(WASHINGTON) — The U.S. Food and Drug Administration approved a new drug Tuesday to treat a rare form of amyotrophic lateral sclerosis, or ALS.
The drug Qalsody (tofersen) is expected to help people with a very specific mutation, SOD1, which applies to only 2% of the ALS population.
In a statement, the FDA said it estimates “there are fewer than 500 patients with SOD1-ALS in the United States.”
Among those who qualify, the drug has the potential to slow muscle degeneration by targeting SOD1 mRNA, or mRNA, genetic material that tells the body how to make proteins to reduce the protein being made.
Studies showed that the drug reduced plasma neurofilament light (NfL), a blood-based biomarker of axonal (nerve) injury and neurodegeneration, according to the FDA.

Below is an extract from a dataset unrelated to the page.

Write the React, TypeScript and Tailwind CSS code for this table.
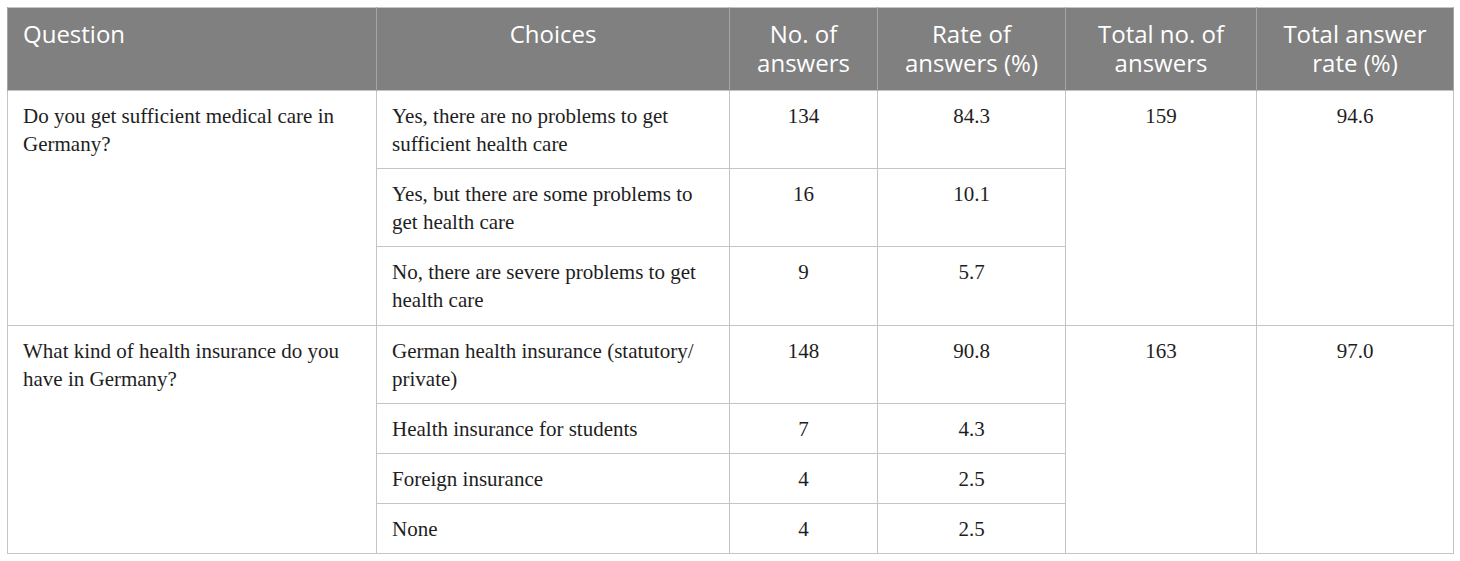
import React from "react";

const serif = { fontFamily: '"Liberation Serif", "Times New Roman", serif' };

type Group = {
  q: string[];
  total: string;
  rate: string;
  rows: { c: string[]; n: string; r: string; h: string }[];
};

const groups: Group[] = [
  {
    q: ["Do you get sufficient medical care in", "Germany?"],
    total: "159",
    rate: "94.6",
    rows: [
      { c: ["Yes, there are no problems to get", "sufficient health care"], n: "134", r: "84.3", h: "h-[78px]" },
      { c: ["Yes, but there are some problems to", "get health care"], n: "16", r: "10.1", h: "h-[78px]" },
      { c: ["No, there are severe problems to get", "health care"], n: "9", r: "5.7", h: "h-[79px]" },
    ],
  },
  {
    q: ["What kind of health insurance do you", "have in Germany?"],
    total: "163",
    rate: "97.0",
    rows: [
      { c: ["German health insurance (statutory/", "private)"], n: "148", r: "90.8", h: "h-[78px]" },
      { c: ["Health insurance for students"], n: "7", r: "4.3", h: "h-[50px]" },
      { c: ["Foreign insurance"], n: "4", r: "2.5", h: "h-[50px]" },
      { c: ["None"], n: "4", r: "2.5", h: "h-[50px]" },
    ],
  },
];

function Lines({ lines }: { lines: string[] }) {
  return (
    <>
      {lines.map((l, i) => (
        <div key={i} className="whitespace-nowrap">
          {l}
        </div>
      ))}
    </>
  );
}

export default function App() {
  const th =
    "bg-[#808080] text-white font-normal align-top pt-[11px] pb-[13px] leading-[29px] text-[24px] border-x border-[#a6a6a6]";
  const td = "border border-[#c4c4c4] align-top pt-[11px] pb-[10px] leading-[28px] text-[21px] text-[#1e1e1e]";
  return (
    <div className="w-[1460px] h-[561px] bg-white pt-[7px] pl-[7px]">
      <table
        className="table-fixed border-collapse w-[1446px] border border-[#c4c4c4]"
        style={{ fontFamily: '"Open Sans", "Liberation Sans", sans-serif' }}
      >
        <colgroup>
          <col className="w-[369px]" />
          <col className="w-[353px]" />
          <col className="w-[148px]" />
          <col className="w-[188px]" />
          <col className="w-[191px]" />
          <col className="w-[197px]" />
        </colgroup>
        <thead>
          <tr className="h-[83px]">
            <th className={`${th} text-left pl-[15px]`}>Question</th>
            <th className={`${th} text-center`}>Choices</th>
            <th className={`${th} text-center`}>No. of<br />answers</th>
            <th className={`${th} text-center`}>Rate of<br />answers (%)</th>
            <th className={`${th} text-center`}>Total no. of<br />answers</th>
            <th className={`${th} text-center`}>Total answer<br />rate (%)</th>
          </tr>
        </thead>
        <tbody style={serif}>
          {groups.map((g) =>
            g.rows.map((r, i) => (
              <tr key={g.q[0] + i} className={r.h}>
                {i === 0 && (
                  <td rowSpan={g.rows.length} className={`${td} pl-[15px]`}>
                    <Lines lines={g.q} />
                  </td>
                )}
                <td className={`${td} pl-[15px]`}>
                  <Lines lines={r.c} />
                </td>
                <td className={`${td} text-center`}>{r.n}</td>
                <td className={`${td} text-center`}>{r.r}</td>
                {i === 0 && (
                  <td rowSpan={g.rows.length} className={`${td} text-center`}>
                    {g.total}
                  </td>
                )}
                {i === 0 && (
                  <td rowSpan={g.rows.length} className={`${td} text-center`}>
                    {g.rate}
                  </td>
                )}
              </tr>
            ))
          )}
        </tbody>
      </table>
    </div>
  );
}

“Patients receiving Qalsody had nominally significant reductions in plasma NfL concentration at Week 28 compared to the placebo arm,” the FDA said in a statement.
The drug is given via a lumbar puncture — or a spinal injection — with three doses in 14-day intervals, followed by monthly dosing.
Researchers determined Qalsody to be safe with the most common side effects being pain, fatigue, joint and muscle pain and increased white blood cells in cerebrospinal fluid.
The drug was given conditional approval by the FDA under the fast track designation. Biogen, which makes the drug, will still need to complete additional and larger studies on its effectiveness.
It comes after the FDA approved another drug from Biogen, Aduhelm, in 2021 to treat Alzheimer’s disease despite a lack of evidence that it is effective.
ALS, also sometimes known as Lou Gehrig’s disease, is a neurodewngerative disease that affects nerve cells in the brain, leading to weakness and paralysis.
The disease often begins with patients experiencing muscle twitching and weakness in one arm or leg followed by having difficulty swallowing or slurring speech.
Patients’ conditions eventually decline to a point at which they are unable to move, speak, eat or even breathe on their own.
According to an 2017 estimate from the Centers for Disease Control and Prevention, about 32,000 people in the U.S. live with ALS.
There is no cure, but some already approved treatments may help. It is always fatal, according to the ALS Association.